Если он сделает оговорку относительно Дэнтона, если выкажет хоть малейшее недоверие, Элизабет поймет это неправильно. Пусть же она остается при этом Дэнтоне. Его великое сердце примет и эту последнюю горечь. Он не будет думать о Дэнтоне. Он будет думать только об Элизабет. Он встал со вздохом и подошел к телефону, чтобы вызвать своего нотариуса. Через десять минут завещание, составленное по всей форме и даже скрепленное свежим отпечатком большого пальца Биндона, лежало под замком у нотариуса, за три мили от этого уютного кабинета.
После этого с минуту или две Биндон просидел молча и не шевелясь. Вдруг он вздрогнул и тотчас же приложил руку к больному боку. Затем он быстро вскочил и бросился к телефону. Общество Легкой Смерти редко получало от клиента такой поспешный заказ…
И таким образом вышло, что Дэнтон и его Элизабет, сверх всякого ожидания, вышли, не разлучившись, из той рабской неволи, в которую они впали. Элизабет стряхнула с себя вместе с синей ливреей саму память рабочего подвала и нищенской спальни в казенном дортуаре, как стряхивают кошмар. Судьба дала им вернуться обратно к солнцу и свету. Как только им стало известно о завещании, сама мысль провести еще один день в этом унижении стала нестерпимой. Они тотчас же вернулись по бесконечным лифтам и лестницам в те этажи, откуда их изгнало разорение. В первые дни чувство избавления затмевало все. Даже думать о жизни в подвалах было невозможно.

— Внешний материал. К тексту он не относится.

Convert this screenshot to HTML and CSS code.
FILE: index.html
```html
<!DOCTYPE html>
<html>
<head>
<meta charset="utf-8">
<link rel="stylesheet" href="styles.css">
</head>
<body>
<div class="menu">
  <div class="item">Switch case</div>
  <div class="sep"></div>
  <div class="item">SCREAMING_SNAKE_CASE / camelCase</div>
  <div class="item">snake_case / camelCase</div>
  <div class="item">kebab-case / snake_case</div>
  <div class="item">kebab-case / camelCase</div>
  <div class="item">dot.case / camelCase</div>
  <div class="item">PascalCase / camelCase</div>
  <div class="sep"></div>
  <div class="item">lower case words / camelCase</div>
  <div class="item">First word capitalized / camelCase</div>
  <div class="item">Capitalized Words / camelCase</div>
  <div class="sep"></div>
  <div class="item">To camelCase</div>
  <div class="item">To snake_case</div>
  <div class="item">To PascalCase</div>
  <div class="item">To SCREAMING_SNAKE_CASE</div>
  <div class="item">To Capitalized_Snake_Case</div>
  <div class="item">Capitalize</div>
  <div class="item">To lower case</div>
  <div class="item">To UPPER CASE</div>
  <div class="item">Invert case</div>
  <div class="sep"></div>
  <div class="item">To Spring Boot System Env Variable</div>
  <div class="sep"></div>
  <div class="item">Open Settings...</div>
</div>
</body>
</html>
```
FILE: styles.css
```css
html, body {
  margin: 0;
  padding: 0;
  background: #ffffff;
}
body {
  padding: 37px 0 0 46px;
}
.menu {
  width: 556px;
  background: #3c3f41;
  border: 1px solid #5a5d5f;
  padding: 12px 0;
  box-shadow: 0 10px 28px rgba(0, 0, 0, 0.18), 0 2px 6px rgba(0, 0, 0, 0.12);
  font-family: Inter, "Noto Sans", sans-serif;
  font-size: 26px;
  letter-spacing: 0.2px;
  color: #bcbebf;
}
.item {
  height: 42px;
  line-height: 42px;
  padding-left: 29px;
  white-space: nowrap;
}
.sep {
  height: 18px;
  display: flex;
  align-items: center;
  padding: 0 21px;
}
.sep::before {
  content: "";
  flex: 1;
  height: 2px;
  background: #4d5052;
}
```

Много месяцев прошло, пока Элизабет избавилась от этого чувства и стала вспоминать с унылой жалостью тех униженных женщин, которые все так же томились внизу, утешаясь сплетнями и воспоминаниями о прежних безумствах и выколачивая на утомительной работе свои последние силы.
Даже в выборе новой квартиры Дэнтонов сказалось это жгучее чувство освобождения. Они выбрали комнаты на самом краю города. У них было место на кровле и балкон на городской степе, широко открытый солнцу и ветру, с видом на небо и поле.